The Impact of Stent Strut Porosity on Reducing Flow in Cerebral Aneurysms

Abstract

Flow diversion techniques are increasingly used to treat cerebral aneurysms. The optimal stent porosity to achieve aneurysm obliteration would allow clinicians to treat aneurysms more effectively. We sought to determine the optimal porosity threshold in an in vitro flow model that would lead to stagnation of flow in an aneurysm. Using a 3-dimensional (3-D) sidewall aneurysm glass model and a 2-dimensional (2-D) cavity model, we measured the total kinetic energy (TKE) in the cavity and aneurysm using digital particle image velocimetry by adjusting for the surface area of a metal mesh across the cavity. Additionally, we assessed how a gap between the mesh and 2-D cavity impacted circulatory patterns within a cavity. In the 3-D aneurysm model, we noted a 90.4% reduction in TKE after placement of a stent.

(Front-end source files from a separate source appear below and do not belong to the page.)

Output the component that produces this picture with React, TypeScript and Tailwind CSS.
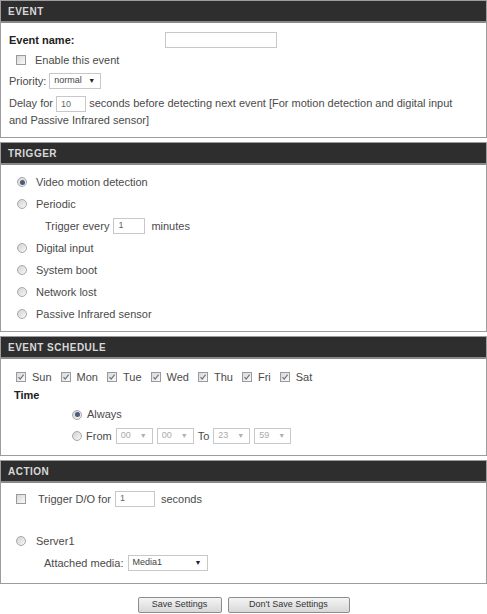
import type { ReactNode } from "react";

function Section({ title, children }: { title: string; children: ReactNode }) {
  return (
    <div className="border border-[#9c9c9c] mb-[4px] bg-white">
      <div className="h-[22px] bg-[#2e2e2e] border-b-2 border-[#8a8a8a] flex items-center pl-[7px] text-[10px] font-bold tracking-[0.5px] text-[#d8d8d8]">
        {title}
      </div>
      {children}
    </div>
  );
}

function Check({ checked = false }: { checked?: boolean }) {
  return (
    <span className="inline-flex w-[10px] h-[10px] border border-[#9a9a9a] bg-gradient-to-br from-[#d8d8d8] to-[#fafafa] items-center justify-center shrink-0">
      {checked && (
        <svg width="8" height="8" viewBox="0 0 8 8">
          <path d="M1.5 4.2 L3.2 6 L6.6 1.6" stroke="#6a7488" strokeWidth="1.2" fill="none" />
        </svg>
      )}
    </span>
  );
}

function Radio({ checked = false }: { checked?: boolean }) {
  return (
    <span className="inline-flex w-[10px] h-[10px] rounded-full border border-[#a8a8a8] bg-gradient-to-br from-[#d2d2d2] to-[#f8f8f8] items-center justify-center shrink-0">
      {checked && <span className="w-[5px] h-[5px] rounded-full bg-[#4b5a78]" />}
    </span>
  );
}

function TextBox({ value = "", className = "" }: { value?: string; className?: string }) {
  return (
    <span className={`inline-flex items-center h-[16px] border border-[#c8c8c8] bg-white pl-[4px] text-[9px] text-[#666] ${className}`}>
      {value}
    </span>
  );
}

function Select({ value, className = "", dark = true }: { value: string; className?: string; dark?: boolean }) {
  return (
    <span className={`inline-flex items-center justify-between h-[16px] border border-[#c8c8c8] bg-white pl-[4px] pr-[5px] text-[9px] ${dark ? "text-[#444]" : "text-[#aaa]"} ${className}`}>
      <span>{value}</span>
      <span className={`text-[7px] ${dark ? "text-[#222]" : "text-[#b0b0b0]"}`}>▼</span>
    </span>
  );
}

function Row({ children, className = "" }: { children: ReactNode; className?: string }) {
  return <div className={`flex items-center ${className}`}>{children}</div>;
}

const days = ["Sun", "Mon", "Tue", "Wed", "Thu", "Fri", "Sat"];

export default function App() {
  return (
    <div className="w-[487px] bg-white font-['Liberation_Sans',sans-serif] text-[11px] text-[#4a4a4a]">
      {/* Event */}
      <Section title="EVENT">
        <div className="px-[8px] pt-[7px] pb-[8px]">
          <Row className="h-[20px]">
            <span className="font-bold text-[#222] w-[156px]">Event name:</span>
            <TextBox className="w-[112px]" />
          </Row>
          <Row className="h-[20px] pl-[7px] gap-[9px]">
            <Check />
            <span>Enable this event</span>
          </Row>
          <Row className="h-[20px] gap-[3px] mt-[1px]">
            <span>Priority:</span>
            <Select value="normal" className="w-[52px]" />
          </Row>
          <div className="pt-[4px] leading-[17px]">
            Delay for <TextBox value="10" className="w-[30px] align-middle" /> seconds before detecting next event [For motion detection and digital input
            <br />
            and Passive Infrared sensor]
          </div>
        </div>
      </Section>

      {/* Trigger */}
      <Section title="TRIGGER">
        <div className="px-[16px] pt-[6px] pb-[6px]">
          <Row className="h-[22px] gap-[9px]">
            <Radio checked />
            <span>Video motion detection</span>
          </Row>
          <Row className="h-[22px] gap-[9px]">
            <Radio />
            <span>Periodic</span>
          </Row>
          <Row className="h-[22px] pl-[28px] gap-[4px]">
            <span>Trigger every</span>
            <TextBox value="1" className="w-[32px]" />
            <span className="ml-[2px]">minutes</span>
          </Row>
          <Row className="h-[22px] gap-[9px]">
            <Radio />
            <span>Digital input</span>
          </Row>
          <Row className="h-[22px] gap-[9px]">
            <Radio />
            <span>System boot</span>
          </Row>
          <Row className="h-[22px] gap-[9px]">
            <Radio />
            <span>Network lost</span>
          </Row>
          <Row className="h-[22px] gap-[9px]">
            <Radio />
            <span>Passive Infrared sensor</span>
          </Row>
        </div>
      </Section>

      {/* Event schedule */}
      <Section title="EVENT SCHEDULE">
        <div className="px-[15px] pt-[9px] pb-[8px]">
          <Row className="h-[18px] gap-[9px]">
            {days.map((d) => (
              <span key={d} className="inline-flex items-center gap-[6px]">
                <Check checked />
                <span>{d}</span>
              </span>
            ))}
          </Row>
          <Row className="h-[18px] -ml-[2px]">
            <span className="font-bold text-[#222]">Time</span>
          </Row>
          <Row className="h-[21px] pl-[56px] gap-[5px]">
            <Radio checked />
            <span>Always</span>
          </Row>
          <Row className="h-[22px] pl-[56px] gap-[4px]">
            <Radio />
            <span>From</span>
            <Select value="00" dark={false} className="w-[37px]" />
            <Select value="00" dark={false} className="w-[37px]" />
            <span>To</span>
            <Select value="23" dark={false} className="w-[37px]" />
            <Select value="59" dark={false} className="w-[37px]" />
          </Row>
        </div>
      </Section>

      {/* Action */}
      <Section title="ACTION">
        <div className="px-[15px] pt-[5px] pb-[9px]">
          <Row className="h-[22px] gap-[12px]">
            <Check />
            <span className="inline-flex items-center gap-[4px]">
              Trigger D/O for
              <TextBox value="1" className="w-[40px]" />
              <span className="ml-[2px]">seconds</span>
            </span>
          </Row>
          <div className="h-[20px]" />
          <Row className="h-[22px] gap-[10px]">
            <Radio />
            <span>Server1</span>
          </Row>
          <Row className="h-[22px] pl-[28px] gap-[4px]">
            <span>Attached media:</span>
            <Select value="Media1" className="w-[80px]" />
          </Row>
        </div>
      </Section>

      {/* Buttons */}
      <div className="flex justify-center gap-[6px] pt-[9px] pb-[4px]">
        <button className="h-[16px] w-[84px] border border-[#8c8c8c] rounded-[2px] bg-gradient-to-b from-[#f4f4f4] to-[#d8d8d8] text-[9px] text-[#333]">
          Save Settings
        </button>
        <button className="h-[16px] w-[122px] border border-[#8c8c8c] rounded-[2px] bg-gradient-to-b from-[#f4f4f4] to-[#d8d8d8] text-[9px] text-[#333]">
          Don't Save Settings
        </button>
      </div>
    </div>
  );
}
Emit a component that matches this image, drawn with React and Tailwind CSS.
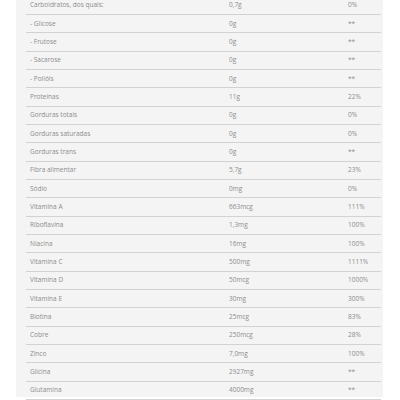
const rows = [
  ["Carboidratos, dos quais:", "0,7g", "0%"],
  ["- Glicose", "0g", "**"],
  ["- Frutose", "0g", "**"],
  ["- Sacarose", "0g", "**"],
  ["- Polióis", "0g", "**"],
  ["Proteínas", "11g", "22%"],
  ["Gorduras totais", "0g", "0%"],
  ["Gorduras saturadas", "0g", "0%"],
  ["Gorduras trans", "0g", "**"],
  ["Fibra alimentar", "5,7g", "23%"],
  ["Sódio", "0mg", "0%"],
  ["Vitamina A", "663mcg", "111%"],
  ["Riboflavina", "1,3mg", "100%"],
  ["Niacina", "16mg", "100%"],
  ["Vitamina C", "500mg", "1111%"],
  ["Vitamina D", "50mcg", "1000%"],
  ["Vitamina E", "30mg", "300%"],
  ["Biotina", "25mcg", "83%"],
  ["Cobre", "250mcg", "28%"],
  ["Zinco", "7,0mg", "100%"],
  ["Glicina", "2927mg", "**"],
  ["Glutamina", "4000mg", "**"],
];

export default function App() {
  return (
    <div className="h-[400px] w-[400px] overflow-hidden bg-white">
      <div className="ml-[16px] h-full w-[367px] bg-[#f4f4f4] pl-[10px] pr-[2px]">
        <div className="-mt-[3.4px] font-['Open_Sans',sans-serif] text-[6.5px] text-[#8c8c8c]">
          {rows.map((r, i) => (
            <div
              key={i}
              className="flex h-[18.33px] items-center border-b border-[#d2d2d2]"
            >
              <span className="w-[203px] pl-[4px]">{r[0]}</span>
              <span className="w-[119px]">{r[1]}</span>
              <span>{r[2]}</span>
            </div>
          ))}
        </div>
      </div>
    </div>
  );
}
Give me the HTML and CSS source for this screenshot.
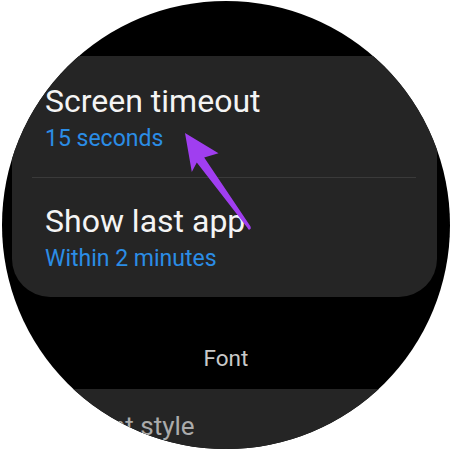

In the 2-D cavity model, we adjusted the porosity between 39.1% and 64.8% and noted a reduction in the TKE by 99.75% and 93.9%, respectively. When there was a gap between the mesh and entry into the cavity, unfavorable circulatory conditions occurred with the development of counterclockwise flow that had increased TKE within the cavity. The current model demonstrates a method to evaluate the optimal porosity threshold to achieve thrombosis of an aneurysm as a primary modality. Moreover, a gap may occur between the stent and the aneurysm that may create unfavorable circulatory conditions by increasing flow into the aneurysm.